堀島 結構あるんです。雪が降らなくて降雪機を使うようなところは、気温がマイナス20度くらいになります。そういったところではブーツもカチカチになるし、コースもアイスバーンなので、硬いブーツだと前傾角度が保てません。だから僕はフレックス90のブーツを履いて、どんなときでもいいポジションが保てるように意識をしています。
岡田 そうなんですね。では、堀島選手が思うREXXAMブーツの魅力はなんですか?
堀島 僕はコブのなかでもカービングを使いたい気持ちが強いのですが、REXXAMブーツはレースと基礎のモデルがあって、カービングに特化してメーカーで研究を重ねてきています。だからずらしだけでなく、エッジにも乗りやすいところが魅力ですね。

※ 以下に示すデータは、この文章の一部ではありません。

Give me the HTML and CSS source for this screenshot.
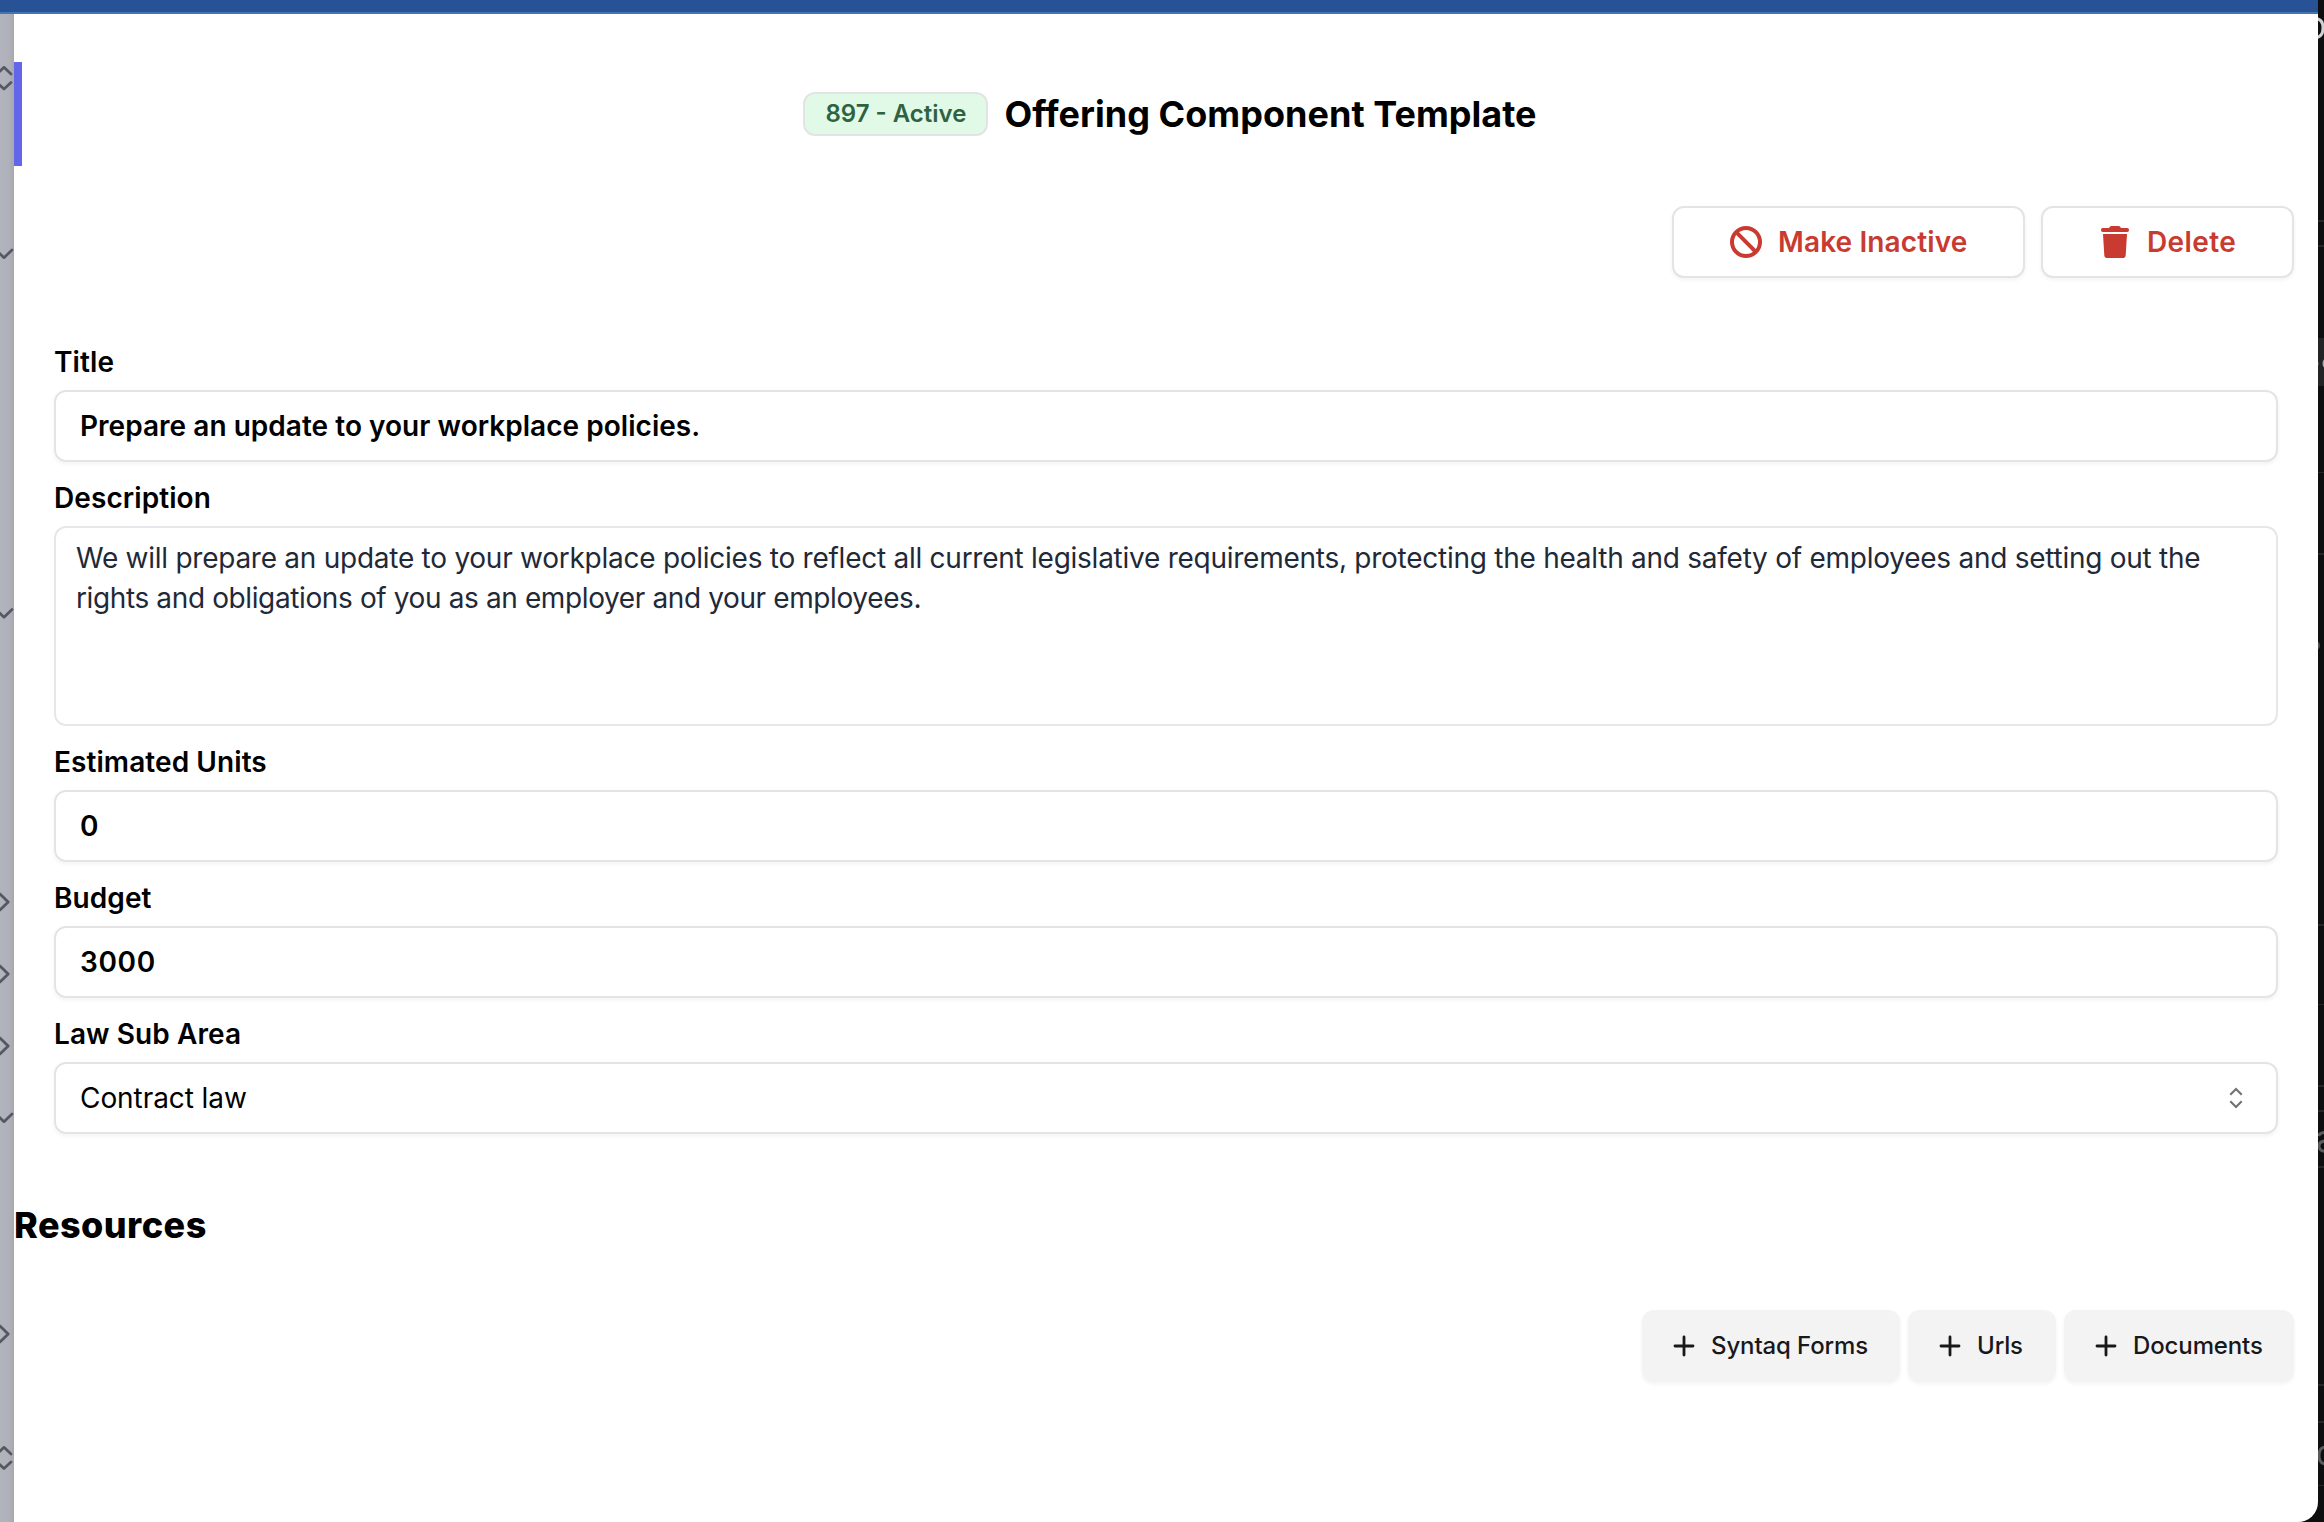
FILE: index.html
```html
<!DOCTYPE html>
<html lang="en">
<head>
<meta charset="utf-8">
<title>Offering Component Template</title>
<link rel="stylesheet" href="styles.css">
</head>
<body>
<div class="window">
  <div class="titlebar"></div>
  <div class="window-body">
    <svg class="rail" width="14" height="1508" viewBox="0 14 14 1508" fill="none" stroke="#555861" stroke-width="2.7" stroke-linecap="round" stroke-linejoin="round">
      <path d="M-3 74 4 67.3l7 6.7M-3 82.5l7 6.5 7-6.5"/>
      <path d="M-4 250l8 7.7 8-7.7"/>
      <path d="M-4 609.500l8 7.700 8-7.700"/>
      <path d="M0 894l8.200 8L0 910"/>
      <path d="M0 966l8.200 8L0 982"/>
      <path d="M0 1038l8.200 8L0 1054"/>
      <path d="M-4 1114l8 7.700 8-7.700"/>
      <path d="M0 1326l8.200 8L0 1342"/>
      <path d="M-3 1454l7-6.700 7 6.700M-3 1462l7 6.500 7-6.500"/>
    </svg>
    <main class="panel">
      <header class="panel-header">
        <span class="badge">897 - Active</span>
        <h1 class="panel-title">Offering Component Template</h1>
      </header>
      <div class="actions">
        <button class="btn btn-danger btn-inactive">
          <svg width="32" height="32" viewBox="0 0 32 32" fill="none" stroke="currentColor" stroke-width="4"><circle cx="16" cy="16" r="14"/><path d="M6.200 6.200 25.800 25.800"/></svg>
          <span>Make Inactive</span>
        </button>
        <button class="btn btn-danger btn-delete">
          <svg width="32" height="32" viewBox="0 0 32 32" fill="currentColor"><path d="M3.800 2H10l.9-1.200Q11.400 0 12.400 0h7.200q1 0 1.500.8L22 2h6.200Q30 2 30 3.800v.4Q30 6 28.200 6H3.800Q2 6 2 4.200v-.4Q2 2 3.800 2ZM4 8h24l-1.300 21.200Q26.500 32 23.700 32H8.300Q5.500 32 5.300 29.200Z"/></svg>
          <span>Delete</span>
        </button>
      </div>
      <form class="fields">
        <div class="label">Title</div>
        <div class="control control-strong">Prepare an update to your workplace policies.</div>
        <div class="label">Description</div>
        <div class="textarea"><span class="line">We will prepare an update to your workplace policies to reflect all current legislative requirements, protecting the health and safety of employees and setting out the</span> <span class="line line-last">rights and obligations of you as an employer and your employees.</span></div>
        <div class="label">Estimated Units</div>
        <div class="control control-number">0</div>
        <div class="label">Budget</div>
        <div class="control control-number">3000</div>
        <div class="label">Law Sub Area</div>
        <div class="control select"><span>Contract law</span>
          <svg width="14" height="22" viewBox="0 0 14 22" fill="none" stroke="#737373" stroke-width="2.200"><path d="M1.300 7.700 7 2l5.700 5.700M1.300 14.300 7 20l5.700-5.700"/></svg>
        </div>
      </form>
      <h2 class="section-title">Resources</h2>
      <div class="resource-actions">
        <button class="btn btn-muted btn-forms"><svg class="plus" viewBox="0 0 28 28"><path d="M14 5v18M5 14h18"/></svg><span>Syntaq Forms</span></button>
        <button class="btn btn-muted btn-urls"><svg class="plus" viewBox="0 0 28 28"><path d="M14 5v18M5 14h18"/></svg><span>Urls</span></button>
        <button class="btn btn-muted btn-docs"><svg class="plus" viewBox="0 0 28 28"><path d="M14 5v18M5 14h18"/></svg><span>Documents</span></button>
      </div>
    </main>
  </div>
</div>
<aside class="behind">
  <svg width="26" height="1522" viewBox="-20 0 26 1522">
    <path fill="#232425" d="M-20 338H6v48H-20z"/>
    <path fill="#242627" d="M-20 220H6v2H-20zM-20 245H6v2H-20zM-20 472H6v1H-20zM-20 553H6v2H-20zM-20 924H6v2H-20zM-20 1004H6v1H-20zM-20 1085H6v2H-20zM-20 1110H6v2H-20zM-20 1166H6v2H-20zM-20 1384H6v2H-20zM-20 1421H6v2H-20zM-20 1485H6v1H-20z"/>
    <circle cx="-3" cy="645.500" r="5" fill="#4c4d4e"/>
    <ellipse cx="8" cy="363.500" rx="3.500" ry="5" fill="#a5a5a5"/>
    <path fill="#4c4d4e" d="M0 362h1v3H0z"/>
    <path fill="none" stroke="#d0d0d0" stroke-width="3" d="M-3 18.500Q5 18.500 5 28T-3 37.500"/>
    <path fill="none" stroke="#5a5b5c" stroke-width="3" d="M.5 1136Q2 1132.500 7 1132.500M7 1141Q1 1141.500 1 1146t6 5.500"/>
    <path fill="none" stroke="#5a5b5c" stroke-width="3" d="M8 1447Q1 1447 1 1455.500t7 8.500"/>
  </svg>
</aside>
</body>
</html>
```
FILE: styles.css
```css
* { box-sizing: border-box; }

body {
  margin: 0;
  width: 2324px;
  height: 1522px;
  display: flex;
  overflow: hidden;
  background: #0d0e0f;
  font-family: Inter, "Liberation Sans", sans-serif;
  color: #000;
}

.window {
  width: 2318px;
  height: 1522px;
  display: flex;
  flex-direction: column;
  overflow: hidden;
  background: #fff;
  border-bottom-right-radius: 20px;
}

.titlebar {
  height: 14px;
  flex: none;
  background: #285296;
  border-bottom: 2px solid #4475b3;
}

.window-body {
  flex: 1;
  display: flex;
}

.rail {
  flex: none;
  background: linear-gradient(90deg, #b1b4bd 0, #b0b2bb 8px, #a7a8ae 14px);
}

.panel {
  flex: 1;
  display: flex;
  flex-direction: column;
  padding-top: 48px;
}

.panel-header {
  height: 104px;
  display: flex;
  align-items: center;
  justify-content: center;
  gap: 16px;
  border-left: 8px solid #6466e9;
}

.badge {
  width: 185px;
  height: 44px;
  border: 2px solid #e2e4e3;
  border-radius: 12px;
  background: #e1fae8;
  color: #2f6340;
  font-size: 24px;
  font-weight: 600;
  line-height: 40px;
  text-align: center;
}

.panel-title {
  margin: 0;
  font-size: 36px;
  font-weight: 700;
  line-height: 46px;
  letter-spacing: .03px;
}

.actions {
  display: flex;
  justify-content: flex-end;
  gap: 16px;
  padding: 40px 24px 0 0;
}

.btn {
  height: 72px;
  display: flex;
  align-items: center;
  justify-content: flex-start;
  border-radius: 12px;
  box-shadow: 0 2px 4px rgba(0, 0, 0, .05);
  font-family: inherit;
  white-space: nowrap;
}

.btn svg { flex: none; }

.btn-danger {
  padding: 0 0 0 56px;
  gap: 16px;
  border: 2px solid #e4e4e4;
  background: #fff;
  color: #c93a31;
  font-size: 28px;
  font-weight: 600;
  letter-spacing: .12px;
}

.btn-inactive { width: 353px; }
.btn-delete { width: 253px; letter-spacing: .4px; }

.fields {
  display: flex;
  flex-direction: column;
  padding: 64px 40px 0 40px;
}

.label {
  height: 40px;
  margin-bottom: 8px;
  font-size: 28px;
  font-weight: 600;
  line-height: 41px;
  letter-spacing: .08px;
}

.control {
  height: 72px;
  margin-bottom: 16px;
  padding: 0 33px 0 24px;
  display: flex;
  align-items: center;
  border: 2px solid #e4e4e4;
  border-radius: 12px;
  box-shadow: 0 2px 4px rgba(0, 0, 0, .05);
  font-size: 28px;
  line-height: 40px;
}

.control-strong { font-weight: 600; letter-spacing: .03px; }
.control-number { font-weight: 600; letter-spacing: .65px; }

.select {
  margin-bottom: 0;
  justify-content: space-between;
  letter-spacing: -.07px;
}

.textarea {
  height: 200px;
  margin-bottom: 16px;
  padding: 10px 20px;
  border: 2px solid #e5e7eb;
  border-radius: 12px;
  color: #1f2937;
  font-size: 28px;
  line-height: 40px;
}

.line { letter-spacing: -.256px; }
.line-last { letter-spacing: -.38px; }

.section-title {
  margin: 67px 0 61px;
  font-size: 36px;
  font-weight: 800;
  line-height: 48px;
  letter-spacing: .45px;
}

.resource-actions {
  display: flex;
  justify-content: flex-end;
  gap: 8px;
  padding-right: 24px;
}

.btn-muted {
  padding: 0 0 1px 28px;
  gap: 13px;
  border: 0;
  background: #f3f3f3;
  color: #18181b;
  font-size: 24px;
  font-weight: 500;
  letter-spacing: -.12px;
}

.btn-forms { width: 258px; }
.btn-urls { width: 148px; }
.btn-docs { width: 230px; }

.plus {
  width: 28px;
  height: 28px;
  fill: none;
  stroke: currentColor;
  stroke-width: 2.8;
  stroke-linecap: round;
}

/* The window underneath, visible past the right edge and the rounded corner. */
.behind {
  width: 26px;
  flex: none;
  margin-left: -20px;
  position: relative;
  z-index: -1;
}

.behind svg { display: block; }
```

岡田 今、手に持っているブーツは堀島選手がテストとフィードバッグを重ねてできたものだと思いますが、ここがもっと進化したらいいなというところがあれば教えてください。
堀島 モーグル競技のように密脚して滑る場合、どうしてもブーツのインサイドの部分が接触してしまいます。接触するにしても平行にスキーが進むような接触にしていきたい、というのがいま持っているアイデアです。そんなふうにブーツが変わってくると、ブーツが密脚の助けになるので、滑りも変わってくるのかなと思っています。
岡田 なるほど、ありがとうございます。水落選手は昨シーズンからREXXAMブーツを履いていますが、初めて履いたときの印象はどうでしたか?
水落 僕は昔から内脚を使うのが苦手で、内脚のすねが立ちやすかったのですが、このブーツを履いたらスキーを平行に動かしやすくなったんです。滑りの映像を見たときにも、スキーの走りや抜けがぜんぜん違っていて、フィーリングもすごくよかったので「このブーツを履きたい」と思いました。
岡田 技術選は大回り、小回り、不整地と種目が分かれていますが、種目のなかでブーツの特性を感じたことなどはありますか?
水落 技術選ではカービングもずらしも、スキッディング系の動きも求められますが、ターン前半でずらすときの操作がすごくやりやすいです。いい意味でルーズに動いてくれる部分があって、カービングにも強くて、操作性に優れているなと思います。
岡田 では、ここが進化したらいいなと思うところはありますか?
水落 僕は足の横幅がそこまでないので、そういった人でもフィット感が得られたり、足の感覚に敏感になれたりするようなブーツができたら、もっとスキーの操作がしやすくなるだろうし、スキーの性能も引き出せるのかなと。そこは、これから一緒に形にしていけたらうれしいですね。
岡田 ありがとうございます。僕はR-EVO(アールエボ)シリーズから履き始めましたが、第一印象はすごく軽くて、履いていても疲れない。そして日本製だからなのか、足との一体感を感じるんですよね。滑っていても雪面が近く感じるし、水落選手が言っていたように内脚も使いやすい。スキーは外脚に乗ることが大事ですが、内脚がうまく使えないと外脚には乗れません。その点、このブーツはすごく乗りやすいなと。スキーを動かしたり、雪を切ったり、方向を決めたり、ずらしたりもしやすいバランスの整ったブーツです。
岡田 最後に、もうすぐ2022/23シーズンが始まるということで、今シーズンへの抱負と、今後の展望について聞きたいです。
堀島 オリンピックが終わって最初のシーズンということで、昨シーズンを超える成績を出すために、W杯の全戦表彰台は最低限クリアしたいです。何よりも、世界選手権が開催されるシーズンでもあるので、世界選手権での優勝を目標にがんばります。そしてREXXAMブーツをもっと多くのスキーヤーに履いてほしいと思っているので、僕自身の成績も含めてこれからも一緒に高みを目指していきたいですね。
水落 僕は技術選のベストリザルトである4位以内を目指して、夏からトレーニングをしています。今年で44歳、20回目の技術選となりますが、最高のパフォーマンスが発揮できるように身体やメンタルを整えて戦いたいです。そして、技術選にも若い選手が増えてきてはいるものの、アルペンをやりきったあとに引退してしまう若いスキーヤーもまだまだ多い。彼らが次に目指す先として技術選を選んでもらえるように、魅力を知ってもらうための活動にも取り組んでいきたいです。
岡田 ありがとうございます。僕はアルペンスキーの選手だったので、ジュニアのアルペン選手が世界で戦えるようになるための活動をアシストできる存在でありたいですね。そして、競技を引退したあとのセカンドキャリアとして基礎スキーに進む道を整えたり、スキーをずっと好きでいてもらえるような活動をしたり。そんなことも、REXXAMと一緒にやっていけたらいいなと思っています。皆さん、今日はありがとうございました。
全員 ありがとうございました。